Supplied data =
________________________________________

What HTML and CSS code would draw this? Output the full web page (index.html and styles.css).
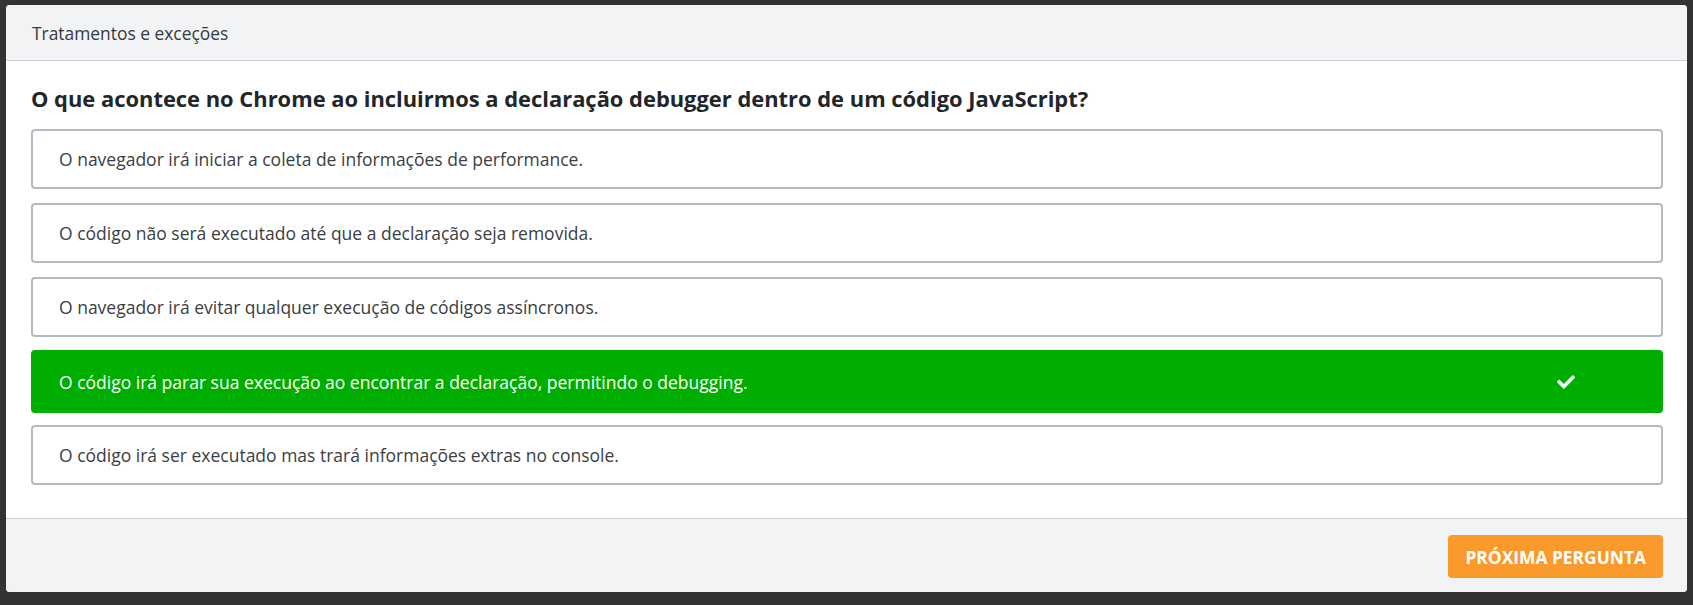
FILE: index.html
```html
<!DOCTYPE html>
<html lang="pt-BR">
<head>
<meta charset="utf-8">
<title>Quiz</title>
<link rel="stylesheet" href="styles.css">
</head>
<body>
<div class="card">
  <div class="card-header">Tratamentos e exceções</div>
  <div class="card-body">
    <h2 class="question">O que acontece no Chrome ao incluirmos a declaração debugger dentro de um código JavaScript?</h2>
    <div class="options">
      <div class="option">O navegador irá iniciar a coleta de informações de performance.</div>
      <div class="option">O código não será executado até que a declaração seja removida.</div>
      <div class="option">O navegador irá evitar qualquer execução de códigos assíncronos.</div>
      <div class="option option-correct">
        <span>O código irá parar sua execução ao encontrar a declaração, permitindo o debugging.</span>
        <svg class="check" viewBox="0 0 512 512" width="18" height="18" aria-hidden="true"><path fill="#fff" d="M173.898 439.404l-166.4-166.4c-9.997-9.997-9.997-26.206 0-36.204l36.203-36.204c9.997-9.998 26.207-9.998 36.204 0L192 312.69 432.095 72.596c9.997-9.997 26.207-9.997 36.204 0l36.203 36.204c9.997 9.997 9.997 26.206 0 36.204l-294.4 294.401c-9.998 9.997-26.207 9.997-36.204-.001z"/></svg>
      </div>
      <div class="option">O código irá ser executado mas trará informações extras no console.</div>
    </div>
  </div>
  <div class="card-footer">
    <button class="btn-next" type="button">PRÓXIMA PERGUNTA</button>
  </div>
</div>
</body>
</html>
```

FILE: styles.css
```css
html, body {
  margin: 0;
  background: #333333;
}
body {
  padding: 5px 6px 13px;
  font-family: "Open Sans", "Noto Sans", sans-serif;
}
.card {
  background: #ffffff;
  border-radius: 4px;
  overflow: hidden;
}
.card-header {
  height: 55px;
  display: flex;
  align-items: center;
  padding-left: 26px;
  background: #f2f3f5;
  border-bottom: 1px solid #cdd1d5;
  font-size: 17.4px;
  color: #343a40;
}
.card-body {
  padding: 23px 24px 33px 25px;
}
.question {
  margin: 0 0 15px;
  font-size: 21.9px;
  line-height: 30px;
  font-weight: 700;
  color: #222629;
}
.options {
  display: flex;
  flex-direction: column;
  gap: 14px;
}
.option {
  box-sizing: border-box;
  height: 60px;
  display: flex;
  align-items: center;
  justify-content: space-between;
  padding: 0 26px;
  border: 2px solid #b3b9c0;
  border-radius: 4px;
  font-size: 17.5px;
  color: #3b3e42;
  background: #fff;
}
.option-correct {
  height: 63px;
  margin: -1px 0 -2px;
  background: #00ae00;
  border-color: #00ae00;
  color: #ffffff;
  font-weight: 500;
}
.check {
  margin-right: 60px;
  display: block;
}
.card-footer {
  display: flex;
  justify-content: flex-end;
  padding: 16px 24px 14px;
  background: #f2f3f5;
  border-top: 1px solid #cdd1d5;
}
.btn-next {
  height: 43px;
  padding: 0 17px;
  border: none;
  border-radius: 4px;
  background: #fa9a2c;
  color: #ffffff;
  font-family: "Open Sans", "Noto Sans", sans-serif;
  font-size: 17.4px;
  font-weight: 700;
}
```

________________________________________

Directions =
Would you set down the listing exactly, omitting pictures?

Answer to the problem =
What HTML and CSS code would draw this? Output the full web page (index.html and styles.css).
FILE: index.html
```html
<!DOCTYPE html>
<html lang="pt-BR">
<head>
<meta charset="utf-8">
<title>Quiz</title>
<link rel="stylesheet" href="styles.css">
</head>
<body>
<div class="card">
  <div class="card-header">Tratamentos e exceções</div>
  <div class="card-body">
    <h2 class="question">O que acontece no Chrome ao incluirmos a declaração debugger dentro de um código JavaScript?</h2>
    <div class="options">
      <div class="option">O navegador irá iniciar a coleta de informações de performance.</div>
      <div class="option">O código não será executado até que a declaração seja removida.</div>
      <div class="option">O navegador irá evitar qualquer execução de códigos assíncronos.</div>
      <div class="option option-correct">
        <span>O código irá parar sua execução ao encontrar a declaração, permitindo o debugging.</span>
        <svg class="check" viewBox="0 0 512 512" width="18" height="18" aria-hidden="true"><path fill="#fff" d="M173.898 439.404l-166.4-166.4c-9.997-9.997-9.997-26.206 0-36.204l36.203-36.204c9.997-9.998 26.207-9.998 36.204 0L192 312.69 432.095 72.596c9.997-9.997 26.207-9.997 36.204 0l36.203 36.204c9.997 9.997 9.997 26.206 0 36.204l-294.4 294.401c-9.998 9.997-26.207 9.997-36.204-.001z"/></svg>
      </div>
      <div class="option">O código irá ser executado mas trará informações extras no console.</div>
    </div>
  </div>
  <div class="card-footer">
    <button class="btn-next" type="button">PRÓXIMA PERGUNTA</button>
  </div>
</div>
</body>
</html>
```

FILE: styles.css
```css
html, body {
  margin: 0;
  background: #333333;
}
body {
  padding: 5px 6px 13px;
  font-family: "Open Sans", "Noto Sans", sans-serif;
}
.card {
  background: #ffffff;
  border-radius: 4px;
  overflow: hidden;
}
.card-header {
  height: 55px;
  display: flex;
  align-items: center;
  padding-left: 26px;
  background: #f2f3f5;
  border-bottom: 1px solid #cdd1d5;
  font-size: 17.4px;
  color: #343a40;
}
.card-body {
  padding: 23px 24px 33px 25px;
}
.question {
  margin: 0 0 15px;
  font-size: 21.9px;
  line-height: 30px;
  font-weight: 700;
  color: #222629;
}
.options {
  display: flex;
  flex-direction: column;
  gap: 14px;
}
.option {
  box-sizing: border-box;
  height: 60px;
  display: flex;
  align-items: center;
  justify-content: space-between;
  padding: 0 26px;
  border: 2px solid #b3b9c0;
  border-radius: 4px;
  font-size: 17.5px;
  color: #3b3e42;
  background: #fff;
}
.option-correct {
  height: 63px;
  margin: -1px 0 -2px;
  background: #00ae00;
  border-color: #00ae00;
  color: #ffffff;
  font-weight: 500;
}
.check {
  margin-right: 60px;
  display: block;
}
.card-footer {
  display: flex;
  justify-content: flex-end;
  padding: 16px 24px 14px;
  background: #f2f3f5;
  border-top: 1px solid #cdd1d5;
}
.btn-next {
  height: 43px;
  padding: 0 17px;
  border: none;
  border-radius: 4px;
  background: #fa9a2c;
  color: #ffffff;
  font-family: "Open Sans", "Noto Sans", sans-serif;
  font-size: 17.4px;
  font-weight: 700;
}
```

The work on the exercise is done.